Elko County Fire Chief Matt Peterson told the county commission that since Aug. 1 crews have fought 18 fires that burned about 85,000 acres, including an active incident in the Midas area that forced residents to evacuate three times over five days.
The commission opened its Aug. meeting to updates on local fires and then approved two funding decisions related to firefighting: a one-year extension and an additional $50,000 for a volunteer fire infrastructure grant, and an interlocal participation contract with the state Wildland Fire Protection Program (WFPP) for fiscal 2026–27 not to exceed $812,000.
Why it matters: Commissioners said the county’s frequent large fires make mutual-aid agreements and pre-funded response systems essential. County leaders described the WFPP contribution as a hybrid insurance and administrative arrangement: the state handles large contractor billing and paperwork for multi-jurisdictional wildfires while counties pay a nonfederal share so response costs are processed centrally.
Peterson briefed the board on major incidents. He said the largest active incident, the Jake's Fire near Milepost 22 in the Midas area, covered roughly 69,000 acres; the Adobe Fire near Double Mountain and Jarrett Canyon Mine was about 10,000 acres but its forward progress had been stopped; and a Summit Fire near Highway 93 had been contained by an aggressive initial attack. Peterson credited crews from state and federal partners — Bureau of Land Management, Nevada Division of Forestry, Eureka and Lander counties and Humboldt County — with structure protection and burnout operations around Midas.
Commissioners asked for details about structure threats and costs. Peterson said structure threat outside Midas was minimal and that the county was using available mutual-aid resources. Commissioners discussed how the WFPP allocation is computed; one commissioner urged revisiting the WFPP formula because Elko County carries a large share of program costs under the current calculation.

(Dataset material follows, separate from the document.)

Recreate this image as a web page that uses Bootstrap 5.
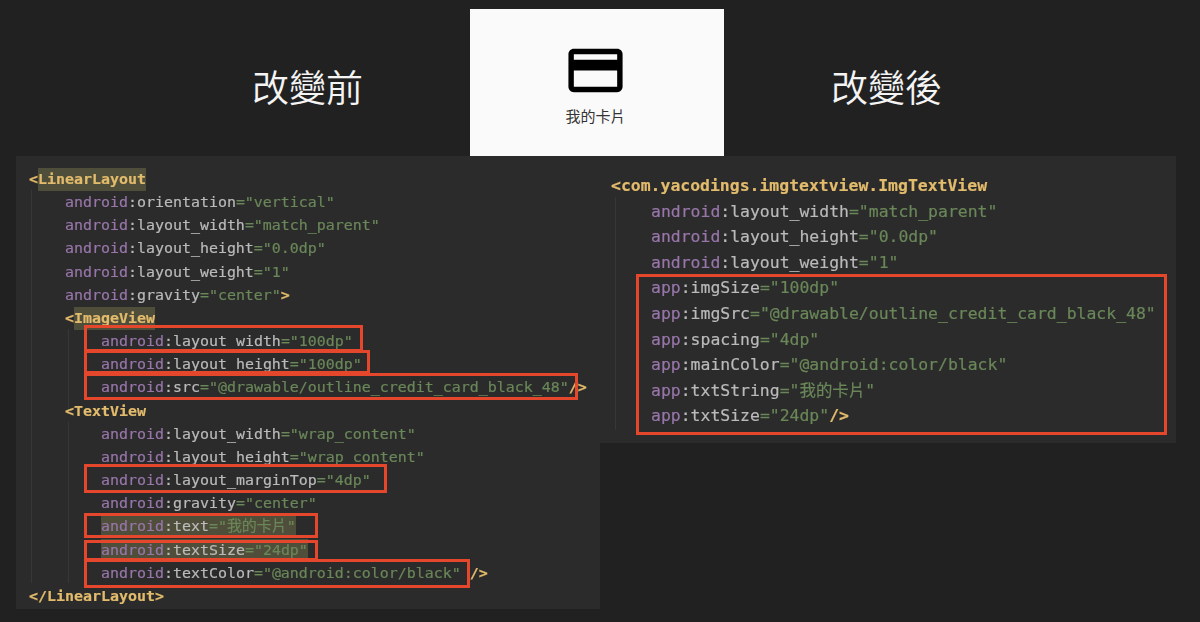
<!DOCTYPE html>
<html lang="zh-Hant">
<head>
<meta charset="utf-8">
<title>改變前 / 改變後</title>
<link href="https://cdn.jsdelivr.net/npm/bootstrap@5.3.0/dist/css/bootstrap.min.css" rel="stylesheet">
<style>
html,body{height:622px;overflow:hidden;background:#212121;}
body{width:1200px;font-family:"Noto Sans CJK TC",sans-serif;}
.toprow{height:156px;}
.ttl{font-size:37px;line-height:48px;color:#f4f4f4;font-weight:350;margin:0;padding-top:16px;font-family:"Noto Sans CJK TC",sans-serif;}
.ttl-l{width:470px;padding-left:252px;}
.ttl-r{padding-left:107px;}
.shot{width:254px;margin-top:9px;background:#fafafa;padding-top:29px;padding-right:3px;}
.shot svg{width:65px;height:65px;display:block;}
.shot-t{font-size:15px;line-height:20px;margin-top:3px;color:#333;}
.editors{padding-left:16px;align-items:flex-start;}
.ed{background:#2b2b2b;position:relative;font-family:"DejaVu Sans Mono","Noto Sans CJK TC",monospace;color:#bababa;white-space:nowrap;filter:blur(.4px);-webkit-text-stroke:.2px;}
.ed-a{width:584px;height:453px;padding:12px 0 0 13px;font-size:14.95px;line-height:23.17px;}
.ed-b{width:576px;height:287px;padding:17px 0 0 11px;font-size:16.45px;line-height:25.6px;}
.ln{height:23.17px;}
.ed-b .ln{height:25.6px;}
.i1{padding-left:36px;}
.i2{padding-left:72px;}
.ed-b .i1{padding-left:40px;}
.tg{color:#e2bb6c;font-weight:600;}
.ns{color:#9876aa;}
.vl{color:#6a8759;}
.mk{background:#4f4e3a;display:inline-block;height:23px;line-height:23px;vertical-align:top;}
.red{position:absolute;border:3.5px solid #e4472c;pointer-events:none;}
.guide{position:absolute;width:1px;background:#373737;}
.r1{left:68px;top:169px;width:279px;height:27px;}
.r2{left:68px;top:194px;width:286px;height:24px;}
.r3{left:68px;top:217px;width:494px;height:27px;}
.r4{left:68px;top:308px;width:303px;height:29px;}
.r5{left:68px;top:357px;width:234px;height:25px;}
.r6{left:68px;top:384px;width:234px;height:21px;}
.r7{left:68px;top:403px;width:386px;height:29px;}
.r8{left:36px;top:118px;width:531px;height:161px;}
.g1{left:15px;top:34px;height:393px;}
.g2{left:52px;top:173px;height:80px;}
.g3{left:52px;top:266px;height:161px;}
.g4{left:15px;top:41px;height:233px;}
</style>
</head>
<body>
<div class="d-flex toprow">
  <div class="ttl-l d-flex align-items-center"><h1 class="ttl">改變前</h1></div>
  <div class="shot d-flex flex-column align-items-center">
    <svg viewBox="0 0 24 24" aria-hidden="true"><path fill="#000" d="M20 4H4c-1.11 0-1.99.89-1.99 2L2 18c0 1.11.89 2 2 2h16c1.11 0 2-.89 2-2V6c0-1.11-.89-2-2-2zm0 14H4v-6h16v6zm0-10H4V6h16v2z"/></svg>
    <div class="shot-t">我的卡片</div>
  </div>
  <div class="ttl-r d-flex align-items-center"><h1 class="ttl">改變後</h1></div>
</div>
<div class="d-flex editors">
  <div class="ed ed-a">
    <div class="ln"><span class="tg">&lt;<span class="mk">LinearLayout</span></span></div>
    <div class="ln i1"><span class="ns">android</span>:orientation<span class="vl">="vertical"</span></div>
    <div class="ln i1"><span class="ns">android</span>:layout_width<span class="vl">="match_parent"</span></div>
    <div class="ln i1"><span class="ns">android</span>:layout_height<span class="vl">="0.0dp"</span></div>
    <div class="ln i1"><span class="ns">android</span>:layout_weight<span class="vl">="1"</span></div>
    <div class="ln i1"><span class="ns">android</span>:gravity<span class="vl">="center"</span><span class="tg">&gt;</span></div>
    <div class="ln i1"><span class="tg">&lt;<span class="mk">ImageView</span></span></div>
    <div class="ln i2"><span class="ns">android</span>:layout_width<span class="vl">="100dp"</span></div>
    <div class="ln i2"><span class="ns">android</span>:layout_height<span class="vl">="100dp"</span></div>
    <div class="ln i2"><span class="ns">android</span>:src<span class="vl">="@drawable/outline_credit_card_black_48"</span><span class="tg">/&gt;</span></div>
    <div class="ln i1"><span class="tg">&lt;TextView</span></div>
    <div class="ln i2"><span class="ns">android</span>:layout_width<span class="vl">="wrap_content"</span></div>
    <div class="ln i2"><span class="ns">android</span>:layout_height<span class="vl">="wrap_content"</span></div>
    <div class="ln i2"><span class="ns">android</span>:layout_marginTop<span class="vl">="4dp"</span></div>
    <div class="ln i2"><span class="ns">android</span>:gravity<span class="vl">="center"</span></div>
    <div class="ln i2"><span class="mk"><span class="ns">android</span>:text<span class="vl">="我的卡片"</span></span></div>
    <div class="ln i2"><span class="mk"><span class="ns">android</span>:textSize<span class="vl">="24dp"</span></span></div>
    <div class="ln i2"><span class="ns">android</span>:textColor<span class="vl">="@android:color/black"</span> <span class="tg">/&gt;</span></div>
    <div class="ln"><span class="tg">&lt;/LinearLayout&gt;</span></div>
    <span class="guide g1"></span><span class="guide g2"></span><span class="guide g3"></span>
    <span class="red r1"></span><span class="red r2"></span><span class="red r3"></span><span class="red r4"></span><span class="red r5"></span><span class="red r6"></span><span class="red r7"></span>
  </div>
  <div class="ed ed-b">
    <div class="ln"><span class="tg">&lt;com.yacodings.imgtextview.ImgTextView</span></div>
    <div class="ln i1"><span class="ns">android</span>:layout_width<span class="vl">="match_parent"</span></div>
    <div class="ln i1"><span class="ns">android</span>:layout_height<span class="vl">="0.0dp"</span></div>
    <div class="ln i1"><span class="ns">android</span>:layout_weight<span class="vl">="1"</span></div>
    <div class="ln i1"><span class="ns">app</span>:imgSize<span class="vl">="100dp"</span></div>
    <div class="ln i1"><span class="ns">app</span>:imgSrc<span class="vl">="@drawable/outline_credit_card_black_48"</span></div>
    <div class="ln i1"><span class="ns">app</span>:spacing<span class="vl">="4dp"</span></div>
    <div class="ln i1"><span class="ns">app</span>:mainColor<span class="vl">="@android:color/black"</span></div>
    <div class="ln i1"><span class="ns">app</span>:txtString<span class="vl">="我的卡片"</span></div>
    <div class="ln i1"><span class="ns">app</span>:txtSize<span class="vl">="24dp"</span><span class="tg">/&gt;</span></div>
    <span class="guide g4"></span>
    <span class="red r8"></span>
  </div>
</div>
<script src="https://cdn.jsdelivr.net/npm/bootstrap@5.3.0/dist/js/bootstrap.bundle.min.js"></script>
</body>
</html>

On the volunteer fire infrastructure grant, the county made a motion to extend the grant to Dec. 31, 2025, and to approve an additional $50,000 from the infrastructure fund to complete the project. Commissioners discussed reasons for the shortfall — permitting and zoning delays, land donation processing and rising costs — and directed staff to include buffer funding in future grants where feasible. The motion carried.
On the WFPP contract, commissioners debated fairness of the program formula but approved the interlocal agreement authorizing participation for up to $812,000 for the coming fiscal year. One commissioner described the program as “half insurance policy, half administrative service,” noting state administration of billing and reimbursement after very large incidents.
The commission also noted a planned governor’s tour of fire areas and thanked local, state and federal crews for their response work.
Details and next steps: The volunteer grant extension was approved with the stated intent that any unused portion would be returned to the infrastructure fund. The WFPP contract was approved as presented; commissioners asked staff to continue advocating for formula review as program allocations are revisited.
Sources: Remarks and Q&A with Matt Peterson, Fire Chief (Elko County Fire Protection District); public discussion and motions recorded in the Aug. county commission meeting transcript. Ending: County staff and commissioners said they will continue to ask the state for program adjustments and to build contingencies into future infrastructure grants to avoid similar shortfalls.